*Material provided*
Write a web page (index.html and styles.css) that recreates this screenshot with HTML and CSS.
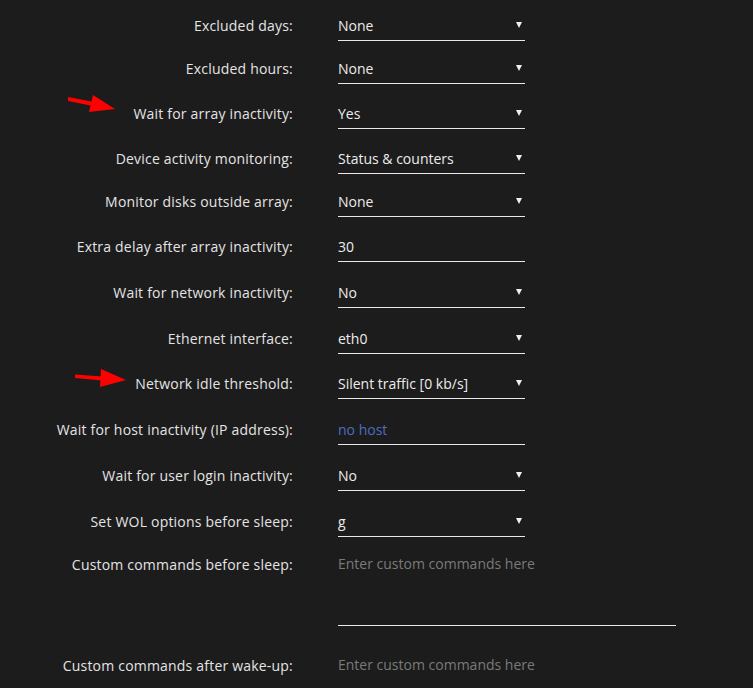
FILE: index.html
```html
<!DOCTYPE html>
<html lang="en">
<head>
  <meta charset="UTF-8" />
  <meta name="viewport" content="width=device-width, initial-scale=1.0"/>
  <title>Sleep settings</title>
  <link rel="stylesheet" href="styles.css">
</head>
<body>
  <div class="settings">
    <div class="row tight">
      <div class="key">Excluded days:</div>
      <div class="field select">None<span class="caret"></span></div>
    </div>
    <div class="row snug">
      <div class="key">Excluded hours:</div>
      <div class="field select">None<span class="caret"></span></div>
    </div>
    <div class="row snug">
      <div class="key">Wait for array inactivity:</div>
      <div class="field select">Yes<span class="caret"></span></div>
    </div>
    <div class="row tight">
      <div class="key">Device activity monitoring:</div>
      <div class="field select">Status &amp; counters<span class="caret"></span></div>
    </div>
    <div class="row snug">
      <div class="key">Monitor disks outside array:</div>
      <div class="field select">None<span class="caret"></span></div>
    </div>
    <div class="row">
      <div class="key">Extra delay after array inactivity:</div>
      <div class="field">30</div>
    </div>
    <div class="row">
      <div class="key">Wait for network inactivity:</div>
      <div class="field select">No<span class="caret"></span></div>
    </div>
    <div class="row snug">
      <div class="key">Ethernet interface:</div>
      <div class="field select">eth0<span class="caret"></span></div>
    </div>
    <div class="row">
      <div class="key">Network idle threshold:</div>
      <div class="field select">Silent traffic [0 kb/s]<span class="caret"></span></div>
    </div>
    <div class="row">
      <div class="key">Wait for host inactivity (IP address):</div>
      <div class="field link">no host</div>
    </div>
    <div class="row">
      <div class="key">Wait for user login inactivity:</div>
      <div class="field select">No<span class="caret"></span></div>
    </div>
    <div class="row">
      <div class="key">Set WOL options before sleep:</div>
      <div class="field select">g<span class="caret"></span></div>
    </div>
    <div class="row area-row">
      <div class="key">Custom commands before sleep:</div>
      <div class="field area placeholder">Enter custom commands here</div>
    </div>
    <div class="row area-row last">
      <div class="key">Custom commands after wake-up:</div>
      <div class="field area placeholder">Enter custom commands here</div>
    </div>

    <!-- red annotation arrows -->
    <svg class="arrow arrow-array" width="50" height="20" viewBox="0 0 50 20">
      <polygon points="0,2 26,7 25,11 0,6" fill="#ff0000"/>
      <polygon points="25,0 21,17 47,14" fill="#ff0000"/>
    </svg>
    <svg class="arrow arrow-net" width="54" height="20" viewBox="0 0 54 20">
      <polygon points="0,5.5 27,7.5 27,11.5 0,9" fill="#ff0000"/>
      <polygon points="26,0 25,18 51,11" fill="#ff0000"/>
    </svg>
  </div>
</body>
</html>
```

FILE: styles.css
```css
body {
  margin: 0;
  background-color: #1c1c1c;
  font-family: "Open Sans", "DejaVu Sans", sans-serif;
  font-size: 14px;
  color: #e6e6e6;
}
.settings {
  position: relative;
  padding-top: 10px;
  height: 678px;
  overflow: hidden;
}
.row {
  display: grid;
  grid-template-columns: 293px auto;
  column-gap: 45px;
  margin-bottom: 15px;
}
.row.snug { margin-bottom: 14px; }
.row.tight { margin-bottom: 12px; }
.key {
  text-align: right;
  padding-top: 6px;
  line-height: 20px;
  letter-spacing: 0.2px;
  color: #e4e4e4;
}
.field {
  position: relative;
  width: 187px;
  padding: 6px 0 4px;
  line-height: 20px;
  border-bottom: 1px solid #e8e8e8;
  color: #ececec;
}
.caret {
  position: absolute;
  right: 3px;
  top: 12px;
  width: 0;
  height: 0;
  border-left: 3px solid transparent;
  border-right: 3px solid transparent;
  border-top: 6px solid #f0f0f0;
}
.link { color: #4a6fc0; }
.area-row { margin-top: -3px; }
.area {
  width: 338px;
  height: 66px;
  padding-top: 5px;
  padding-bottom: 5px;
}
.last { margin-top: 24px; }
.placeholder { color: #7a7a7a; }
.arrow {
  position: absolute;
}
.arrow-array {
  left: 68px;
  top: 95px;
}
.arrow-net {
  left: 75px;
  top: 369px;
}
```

*Instruction*
Output the material word for word, omitting its pictures.

*Correct answer*
Write a web page (index.html and styles.css) that recreates this screenshot with HTML and CSS.
FILE: index.html
```html
<!DOCTYPE html>
<html lang="en">
<head>
  <meta charset="UTF-8" />
  <meta name="viewport" content="width=device-width, initial-scale=1.0"/>
  <title>Sleep settings</title>
  <link rel="stylesheet" href="styles.css">
</head>
<body>
  <div class="settings">
    <div class="row tight">
      <div class="key">Excluded days:</div>
      <div class="field select">None<span class="caret"></span></div>
    </div>
    <div class="row snug">
      <div class="key">Excluded hours:</div>
      <div class="field select">None<span class="caret"></span></div>
    </div>
    <div class="row snug">
      <div class="key">Wait for array inactivity:</div>
      <div class="field select">Yes<span class="caret"></span></div>
    </div>
    <div class="row tight">
      <div class="key">Device activity monitoring:</div>
      <div class="field select">Status &amp; counters<span class="caret"></span></div>
    </div>
    <div class="row snug">
      <div class="key">Monitor disks outside array:</div>
      <div class="field select">None<span class="caret"></span></div>
    </div>
    <div class="row">
      <div class="key">Extra delay after array inactivity:</div>
      <div class="field">30</div>
    </div>
    <div class="row">
      <div class="key">Wait for network inactivity:</div>
      <div class="field select">No<span class="caret"></span></div>
    </div>
    <div class="row snug">
      <div class="key">Ethernet interface:</div>
      <div class="field select">eth0<span class="caret"></span></div>
    </div>
    <div class="row">
      <div class="key">Network idle threshold:</div>
      <div class="field select">Silent traffic [0 kb/s]<span class="caret"></span></div>
    </div>
    <div class="row">
      <div class="key">Wait for host inactivity (IP address):</div>
      <div class="field link">no host</div>
    </div>
    <div class="row">
      <div class="key">Wait for user login inactivity:</div>
      <div class="field select">No<span class="caret"></span></div>
    </div>
    <div class="row">
      <div class="key">Set WOL options before sleep:</div>
      <div class="field select">g<span class="caret"></span></div>
    </div>
    <div class="row area-row">
      <div class="key">Custom commands before sleep:</div>
      <div class="field area placeholder">Enter custom commands here</div>
    </div>
    <div class="row area-row last">
      <div class="key">Custom commands after wake-up:</div>
      <div class="field area placeholder">Enter custom commands here</div>
    </div>

    <!-- red annotation arrows -->
    <svg class="arrow arrow-array" width="50" height="20" viewBox="0 0 50 20">
      <polygon points="0,2 26,7 25,11 0,6" fill="#ff0000"/>
      <polygon points="25,0 21,17 47,14" fill="#ff0000"/>
    </svg>
    <svg class="arrow arrow-net" width="54" height="20" viewBox="0 0 54 20">
      <polygon points="0,5.5 27,7.5 27,11.5 0,9" fill="#ff0000"/>
      <polygon points="26,0 25,18 51,11" fill="#ff0000"/>
    </svg>
  </div>
</body>
</html>
```

FILE: styles.css
```css
body {
  margin: 0;
  background-color: #1c1c1c;
  font-family: "Open Sans", "DejaVu Sans", sans-serif;
  font-size: 14px;
  color: #e6e6e6;
}
.settings {
  position: relative;
  padding-top: 10px;
  height: 678px;
  overflow: hidden;
}
.row {
  display: grid;
  grid-template-columns: 293px auto;
  column-gap: 45px;
  margin-bottom: 15px;
}
.row.snug { margin-bottom: 14px; }
.row.tight { margin-bottom: 12px; }
.key {
  text-align: right;
  padding-top: 6px;
  line-height: 20px;
  letter-spacing: 0.2px;
  color: #e4e4e4;
}
.field {
  position: relative;
  width: 187px;
  padding: 6px 0 4px;
  line-height: 20px;
  border-bottom: 1px solid #e8e8e8;
  color: #ececec;
}
.caret {
  position: absolute;
  right: 3px;
  top: 12px;
  width: 0;
  height: 0;
  border-left: 3px solid transparent;
  border-right: 3px solid transparent;
  border-top: 6px solid #f0f0f0;
}
.link { color: #4a6fc0; }
.area-row { margin-top: -3px; }
.area {
  width: 338px;
  height: 66px;
  padding-top: 5px;
  padding-bottom: 5px;
}
.last { margin-top: 24px; }
.placeholder { color: #7a7a7a; }
.arrow {
  position: absolute;
}
.arrow-array {
  left: 68px;
  top: 95px;
}
.arrow-net {
  left: 75px;
  top: 369px;
}
```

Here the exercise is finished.